D’où viennent les erreurs des philosophes ? De l’esprit systématique qui refuse d’interroger toutes les facultés de l’intelligence et de tenir compte de tout ce qui est. Avant tout, consultons donc l’intelligence ; pour savoir ce qu’elle peut, sachons ce qu’elle est ; pour éviter la partialité, interrogeons toutes ses puissances. Efforçons-nous aussi de répondre aux exigences légitimes des savants. On reproche à la métaphysique d’être condamnée à l’impuissance, de poser des principes ruineux et de se laisser séduire par la rigueur des déductions. Donnons à la métaphysique la certitude en établissant ses principes par les procédés des savants.
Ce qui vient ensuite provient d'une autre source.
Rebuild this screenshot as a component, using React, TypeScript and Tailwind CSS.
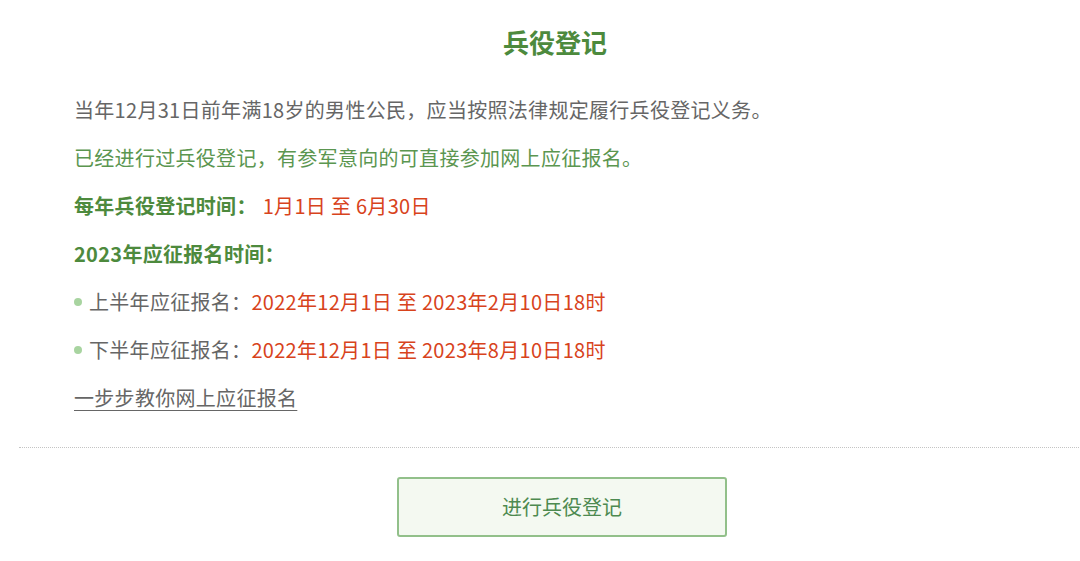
export default function App() {
  return (
    <main
      className="w-full min-h-screen bg-white pl-[19px] overflow-hidden"
      style={{ fontFamily: '"Noto Sans CJK SC", "Noto Sans", sans-serif' }}
    >
      <div className="w-[1072px] pt-[24px]">
        {/* title */}
        <h1 className="text-center text-[26px] leading-[36px] font-bold text-[#4d8a3d]">
          兵役登记
        </h1>

        {/* info block */}
        <section className="mt-[26px] pl-[55px] text-[20px] leading-[48px] tracking-[0.3px]">
          <p className="text-[#666666]">
            当年12月31日前年满18岁的男性公民，应当按照法律规定履行兵役登记义务。
          </p>
          <p className="text-[#5b9650]">
            已经进行过兵役登记，有参军意向的可直接参加网上应征报名。
          </p>
          <p>
            <span className="font-bold text-[#4d8a3d]">每年兵役登记时间：</span>
            <span className="ml-[6px] text-[#d8431c]">1月1日 至 6月30日</span>
          </p>
          <p className="font-bold text-[#4d8a3d]">2023年应征报名时间：</p>
          <div className="flex items-center">
            <span className="w-[8px] h-[8px] rounded-full bg-[#a8d4a0] mr-[7px]" />
            <span className="text-[#666666]">上半年应征报名：</span>
            <span className="text-[#d8431c]">2022年12月1日 至 2023年2月10日18时</span>
          </div>
          <div className="flex items-center">
            <span className="w-[8px] h-[8px] rounded-full bg-[#a8d4a0] mr-[7px]" />
            <span className="text-[#666666]">下半年应征报名：</span>
            <span className="text-[#d8431c]">2022年12月1日 至 2023年8月10日18时</span>
          </div>
          <p>
            <a href="#" className="text-[#666666] underline underline-offset-[4px] decoration-1">
              一步步教你网上应征报名
            </a>
          </p>
        </section>

        <hr className="mt-[25px] border-0 border-t border-dotted border-[#c4c4c4]" />

        {/* action */}
        <div className="pt-[29px] pl-[378px]">
          <button className="w-[330px] h-[60px] rounded-[3px] border-2 border-[#92c08a] bg-[#f4f9f1] text-[20px] text-[#4d8a50]">
            进行兵役登记
          </button>
        </div>
      </div>
    </main>
  );
}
Ne demandons aucune concession ; n’invoquons ni révélation mystérieuse, ni hypothèse vraisemblable. L’expérience, l’abstraction, l’analyse et la synthèse sont les instruments de toute science, ne demandons rien de plus : la métaphysique sera une science. Alors nous aurons vraiment satisfait à l’esprit scientifique comme à l’esprit historique de notre temps. Concilier les divers systèmes en acceptant leur vérité relative, trouver et imposer les principes de cette conciliation par une méthode vraiment scientifique, telle est l’œuvre qu’entreprend M. Vacherot.

Le monde et l’esprit sont en présence : comment le monde devient-il pensée dans l’esprit ? Avant tout, l’homme connaît les objets individuels, c’est l’œuvre de la perception ; la science étudie les rapports de ces" individus, découvre la stabilité des lois générales sous la mobilité des phénomènes, c’est l’œuvre de l’entendement ; la métaphysique va plus loin, elle cherche les principes universels qui dominent toutes les existences particulières et en composent la vie de l’Être unique, dont tout ce qui est manifeste la puissance infinie, c’est l’œuvre de la raison. Si chacune de ces facultés a des droits égaux à notre confiance, la métaphysique est aussi légitime que la science.

Étudions d’abord la perception sous ses deux formes:la conscience et la perception extérieure. « La conscience n’est pas la simple connaissance des modifications et des actes du moi ; c’est le sentiment immédiat et direct du moi lui-même, de ses forces, de ses pouvoirs, de ses facultés, de ses aspirations, de tout son être enfin. » Il ne faut pas confondre l’observation intime et la conscience; la première ne révèle que les phénomènes de la vie intérieure, la seconde atteint l’être lui-même, le moi « qui se sent tel qu’il est, qui se sent tout ce qu’il est, c’est-à-dire une force une, active, libre, rien de plus, rien de moins. » Les données de la conscience, quand on élimine tout ce qui ne lui appartient pas en propre, se résument dans ces quelques attributs du moi.